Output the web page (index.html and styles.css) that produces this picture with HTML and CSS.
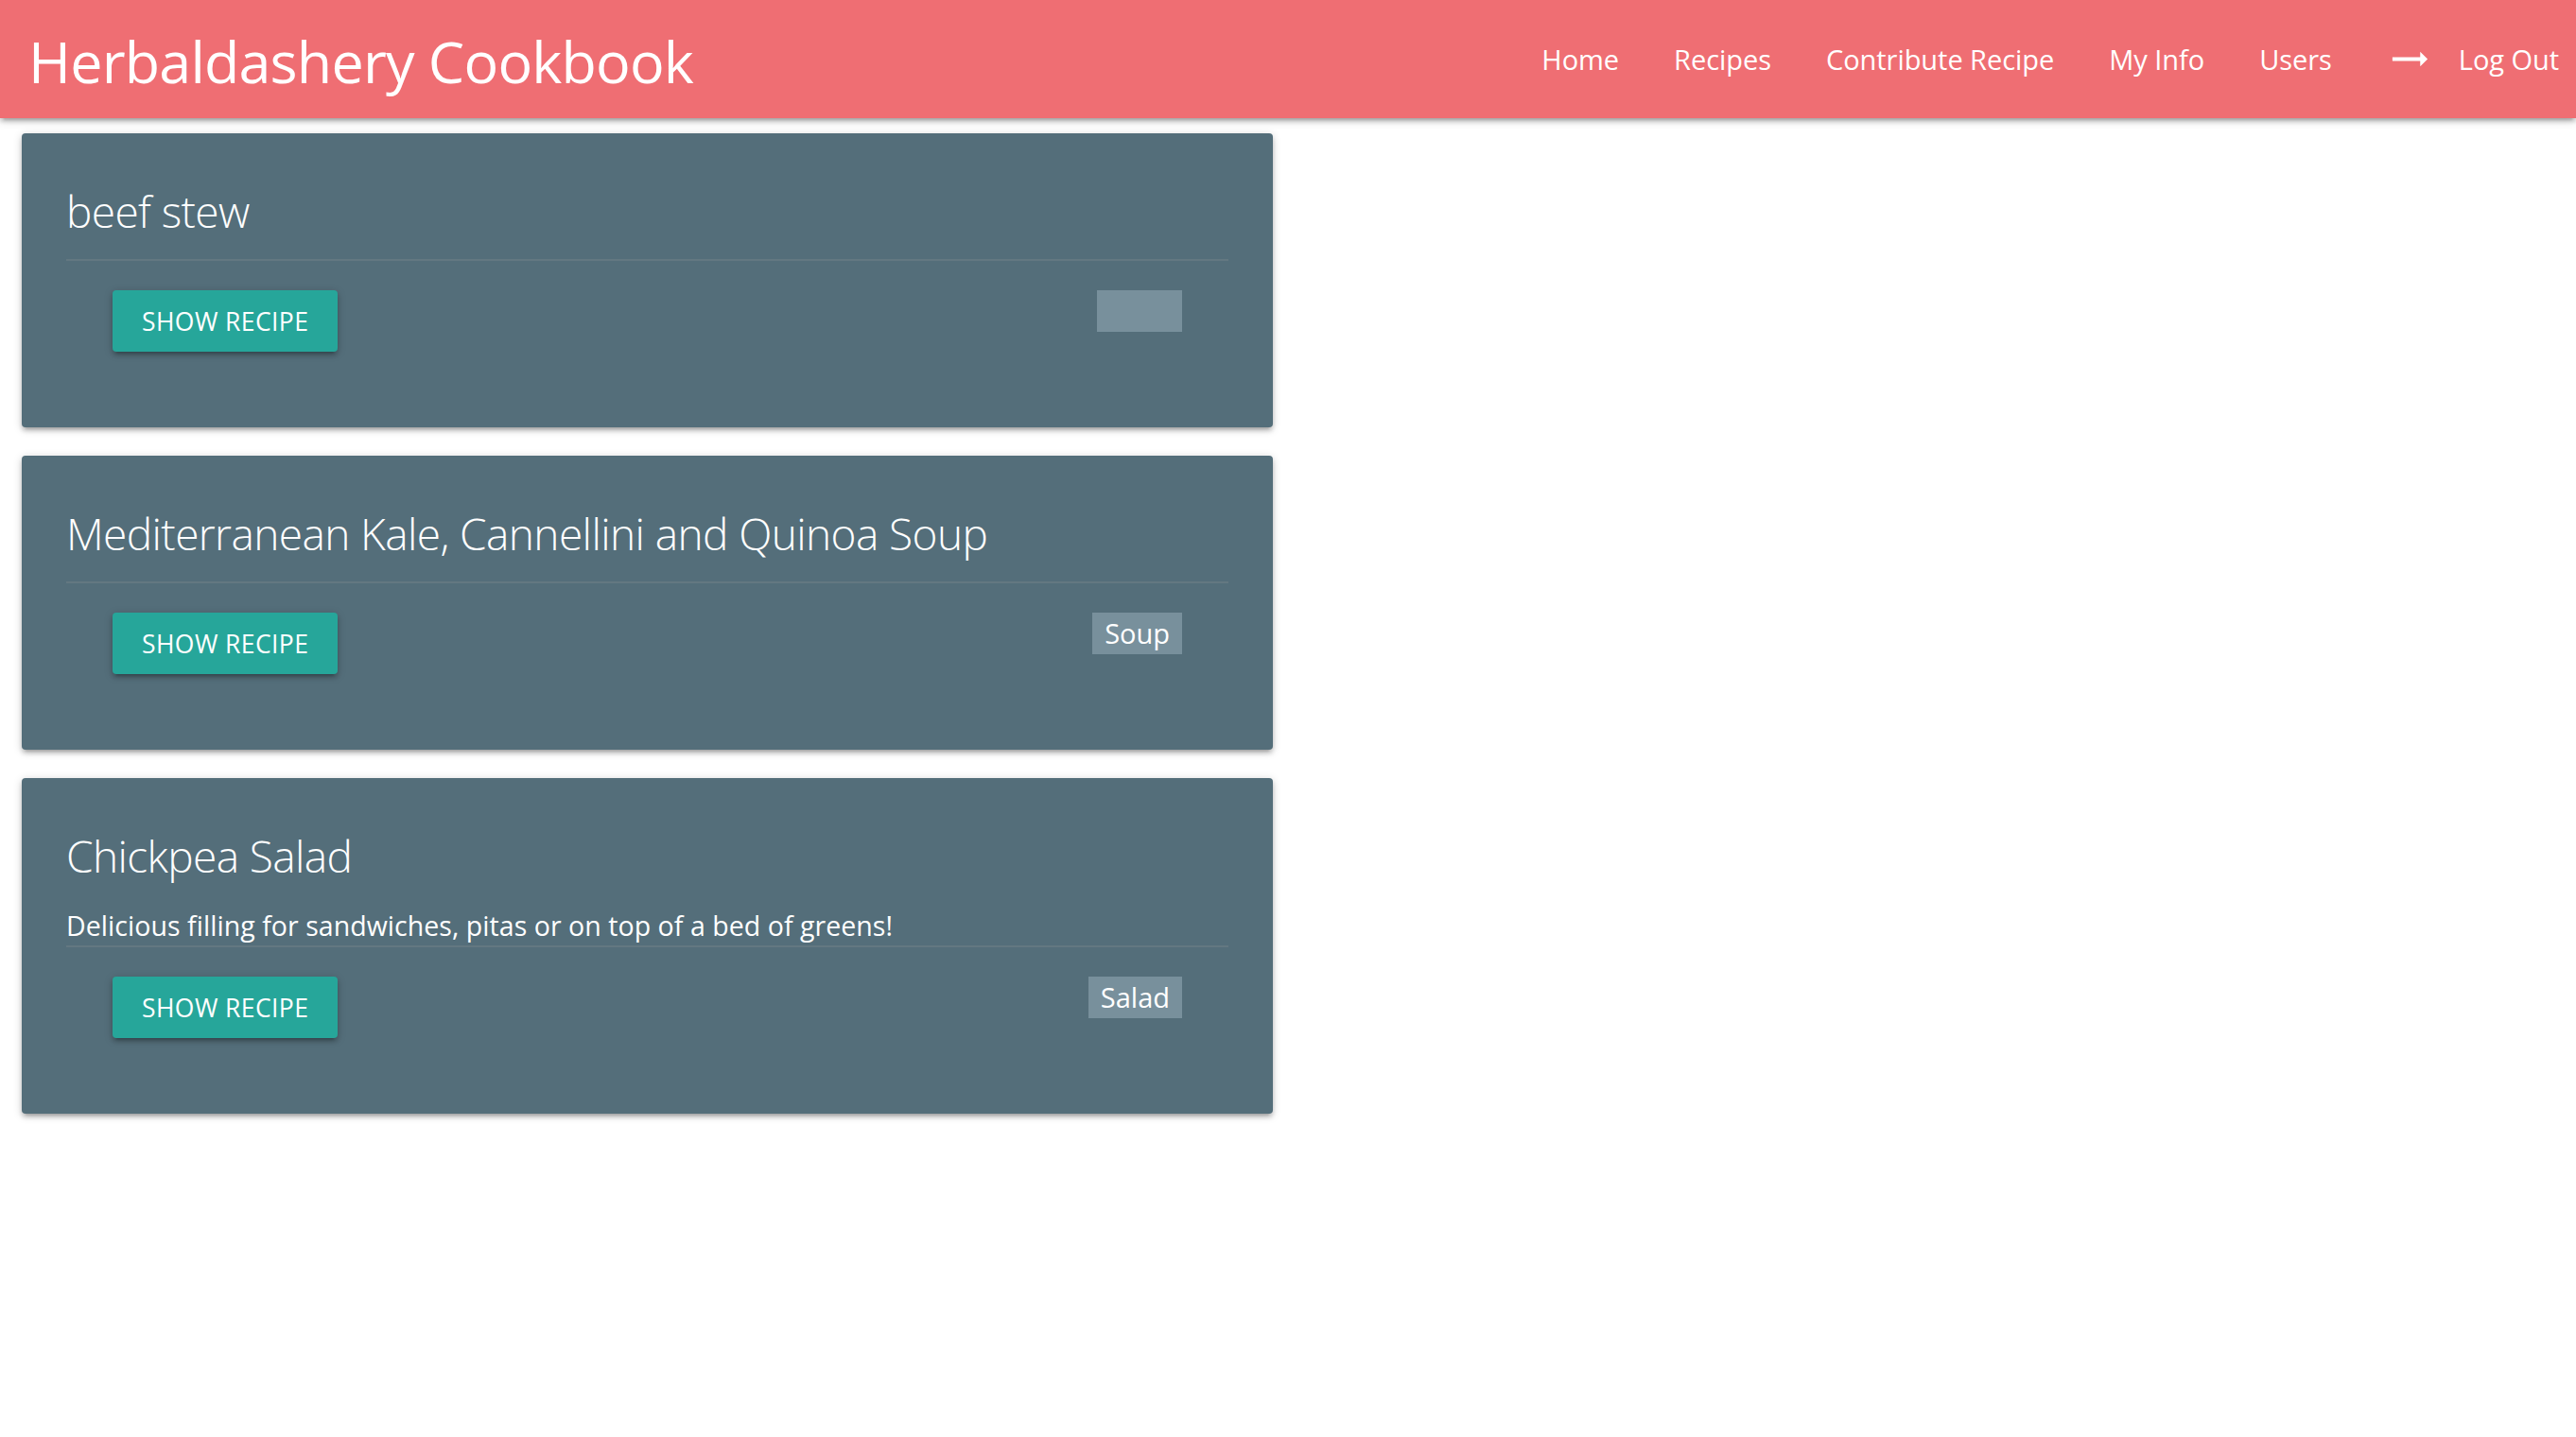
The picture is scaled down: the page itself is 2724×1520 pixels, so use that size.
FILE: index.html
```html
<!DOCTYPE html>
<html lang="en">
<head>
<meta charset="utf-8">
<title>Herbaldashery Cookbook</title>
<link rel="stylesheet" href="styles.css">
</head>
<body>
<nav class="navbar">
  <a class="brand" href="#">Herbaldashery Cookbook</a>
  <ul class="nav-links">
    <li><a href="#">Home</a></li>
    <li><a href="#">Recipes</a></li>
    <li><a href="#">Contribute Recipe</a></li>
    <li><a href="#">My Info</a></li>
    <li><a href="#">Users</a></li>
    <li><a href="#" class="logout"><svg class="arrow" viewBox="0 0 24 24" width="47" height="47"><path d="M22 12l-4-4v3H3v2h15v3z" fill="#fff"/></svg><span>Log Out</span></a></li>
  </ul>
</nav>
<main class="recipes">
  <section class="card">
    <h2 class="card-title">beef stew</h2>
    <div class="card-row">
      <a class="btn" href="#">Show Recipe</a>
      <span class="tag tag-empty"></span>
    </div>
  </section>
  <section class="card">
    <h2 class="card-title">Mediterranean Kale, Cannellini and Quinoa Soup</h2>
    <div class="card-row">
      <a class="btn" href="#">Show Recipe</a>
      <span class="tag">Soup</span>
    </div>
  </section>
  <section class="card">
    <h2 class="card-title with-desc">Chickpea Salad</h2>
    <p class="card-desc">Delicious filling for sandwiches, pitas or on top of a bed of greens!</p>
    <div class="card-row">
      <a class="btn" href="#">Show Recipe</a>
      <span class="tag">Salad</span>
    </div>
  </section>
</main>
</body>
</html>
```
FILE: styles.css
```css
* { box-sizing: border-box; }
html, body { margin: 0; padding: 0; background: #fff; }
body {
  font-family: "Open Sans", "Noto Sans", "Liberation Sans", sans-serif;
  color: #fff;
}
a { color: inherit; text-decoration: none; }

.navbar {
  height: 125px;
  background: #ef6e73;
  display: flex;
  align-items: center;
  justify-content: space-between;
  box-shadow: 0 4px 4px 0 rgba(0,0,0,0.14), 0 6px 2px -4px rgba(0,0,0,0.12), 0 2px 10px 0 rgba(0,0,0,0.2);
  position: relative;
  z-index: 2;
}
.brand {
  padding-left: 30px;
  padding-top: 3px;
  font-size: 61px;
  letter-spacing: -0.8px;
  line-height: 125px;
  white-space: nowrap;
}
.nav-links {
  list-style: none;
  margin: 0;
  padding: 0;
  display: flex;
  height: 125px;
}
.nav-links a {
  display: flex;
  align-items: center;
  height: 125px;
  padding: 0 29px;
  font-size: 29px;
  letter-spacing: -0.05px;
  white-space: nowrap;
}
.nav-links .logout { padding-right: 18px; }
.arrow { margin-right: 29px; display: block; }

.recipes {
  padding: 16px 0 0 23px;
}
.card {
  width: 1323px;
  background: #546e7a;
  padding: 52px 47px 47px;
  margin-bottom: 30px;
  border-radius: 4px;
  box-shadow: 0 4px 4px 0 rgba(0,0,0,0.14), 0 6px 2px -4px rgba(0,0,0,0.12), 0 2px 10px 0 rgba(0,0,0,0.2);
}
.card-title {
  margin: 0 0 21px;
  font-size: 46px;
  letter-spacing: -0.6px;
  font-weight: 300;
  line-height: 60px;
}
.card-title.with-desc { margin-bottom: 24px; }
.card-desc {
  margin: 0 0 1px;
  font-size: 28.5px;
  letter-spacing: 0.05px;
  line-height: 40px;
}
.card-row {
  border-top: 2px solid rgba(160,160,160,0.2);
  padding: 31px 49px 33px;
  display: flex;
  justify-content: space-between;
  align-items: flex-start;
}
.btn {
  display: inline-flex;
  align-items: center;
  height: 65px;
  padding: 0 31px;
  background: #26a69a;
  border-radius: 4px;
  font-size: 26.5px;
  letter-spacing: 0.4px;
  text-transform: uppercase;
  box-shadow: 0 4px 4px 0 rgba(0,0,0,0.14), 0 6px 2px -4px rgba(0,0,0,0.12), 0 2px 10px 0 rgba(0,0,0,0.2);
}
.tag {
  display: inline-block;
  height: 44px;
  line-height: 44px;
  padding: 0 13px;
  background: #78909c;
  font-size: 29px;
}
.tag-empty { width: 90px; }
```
----
# Job
Quote the material word for word, dropping any images it holds.

# Response to this task
Output the web page (index.html and styles.css) that produces this picture with HTML and CSS.
The picture is scaled down: the page itself is 2724×1520 pixels, so use that size.
FILE: index.html
```html
<!DOCTYPE html>
<html lang="en">
<head>
<meta charset="utf-8">
<title>Herbaldashery Cookbook</title>
<link rel="stylesheet" href="styles.css">
</head>
<body>
<nav class="navbar">
  <a class="brand" href="#">Herbaldashery Cookbook</a>
  <ul class="nav-links">
    <li><a href="#">Home</a></li>
    <li><a href="#">Recipes</a></li>
    <li><a href="#">Contribute Recipe</a></li>
    <li><a href="#">My Info</a></li>
    <li><a href="#">Users</a></li>
    <li><a href="#" class="logout"><svg class="arrow" viewBox="0 0 24 24" width="47" height="47"><path d="M22 12l-4-4v3H3v2h15v3z" fill="#fff"/></svg><span>Log Out</span></a></li>
  </ul>
</nav>
<main class="recipes">
  <section class="card">
    <h2 class="card-title">beef stew</h2>
    <div class="card-row">
      <a class="btn" href="#">Show Recipe</a>
      <span class="tag tag-empty"></span>
    </div>
  </section>
  <section class="card">
    <h2 class="card-title">Mediterranean Kale, Cannellini and Quinoa Soup</h2>
    <div class="card-row">
      <a class="btn" href="#">Show Recipe</a>
      <span class="tag">Soup</span>
    </div>
  </section>
  <section class="card">
    <h2 class="card-title with-desc">Chickpea Salad</h2>
    <p class="card-desc">Delicious filling for sandwiches, pitas or on top of a bed of greens!</p>
    <div class="card-row">
      <a class="btn" href="#">Show Recipe</a>
      <span class="tag">Salad</span>
    </div>
  </section>
</main>
</body>
</html>
```
FILE: styles.css
```css
* { box-sizing: border-box; }
html, body { margin: 0; padding: 0; background: #fff; }
body {
  font-family: "Open Sans", "Noto Sans", "Liberation Sans", sans-serif;
  color: #fff;
}
a { color: inherit; text-decoration: none; }

.navbar {
  height: 125px;
  background: #ef6e73;
  display: flex;
  align-items: center;
  justify-content: space-between;
  box-shadow: 0 4px 4px 0 rgba(0,0,0,0.14), 0 6px 2px -4px rgba(0,0,0,0.12), 0 2px 10px 0 rgba(0,0,0,0.2);
  position: relative;
  z-index: 2;
}
.brand {
  padding-left: 30px;
  padding-top: 3px;
  font-size: 61px;
  letter-spacing: -0.8px;
  line-height: 125px;
  white-space: nowrap;
}
.nav-links {
  list-style: none;
  margin: 0;
  padding: 0;
  display: flex;
  height: 125px;
}
.nav-links a {
  display: flex;
  align-items: center;
  height: 125px;
  padding: 0 29px;
  font-size: 29px;
  letter-spacing: -0.05px;
  white-space: nowrap;
}
.nav-links .logout { padding-right: 18px; }
.arrow { margin-right: 29px; display: block; }

.recipes {
  padding: 16px 0 0 23px;
}
.card {
  width: 1323px;
  background: #546e7a;
  padding: 52px 47px 47px;
  margin-bottom: 30px;
  border-radius: 4px;
  box-shadow: 0 4px 4px 0 rgba(0,0,0,0.14), 0 6px 2px -4px rgba(0,0,0,0.12), 0 2px 10px 0 rgba(0,0,0,0.2);
}
.card-title {
  margin: 0 0 21px;
  font-size: 46px;
  letter-spacing: -0.6px;
  font-weight: 300;
  line-height: 60px;
}
.card-title.with-desc { margin-bottom: 24px; }
.card-desc {
  margin: 0 0 1px;
  font-size: 28.5px;
  letter-spacing: 0.05px;
  line-height: 40px;
}
.card-row {
  border-top: 2px solid rgba(160,160,160,0.2);
  padding: 31px 49px 33px;
  display: flex;
  justify-content: space-between;
  align-items: flex-start;
}
.btn {
  display: inline-flex;
  align-items: center;
  height: 65px;
  padding: 0 31px;
  background: #26a69a;
  border-radius: 4px;
  font-size: 26.5px;
  letter-spacing: 0.4px;
  text-transform: uppercase;
  box-shadow: 0 4px 4px 0 rgba(0,0,0,0.14), 0 6px 2px -4px rgba(0,0,0,0.12), 0 2px 10px 0 rgba(0,0,0,0.2);
}
.tag {
  display: inline-block;
  height: 44px;
  line-height: 44px;
  padding: 0 13px;
  background: #78909c;
  font-size: 29px;
}
.tag-empty { width: 90px; }
```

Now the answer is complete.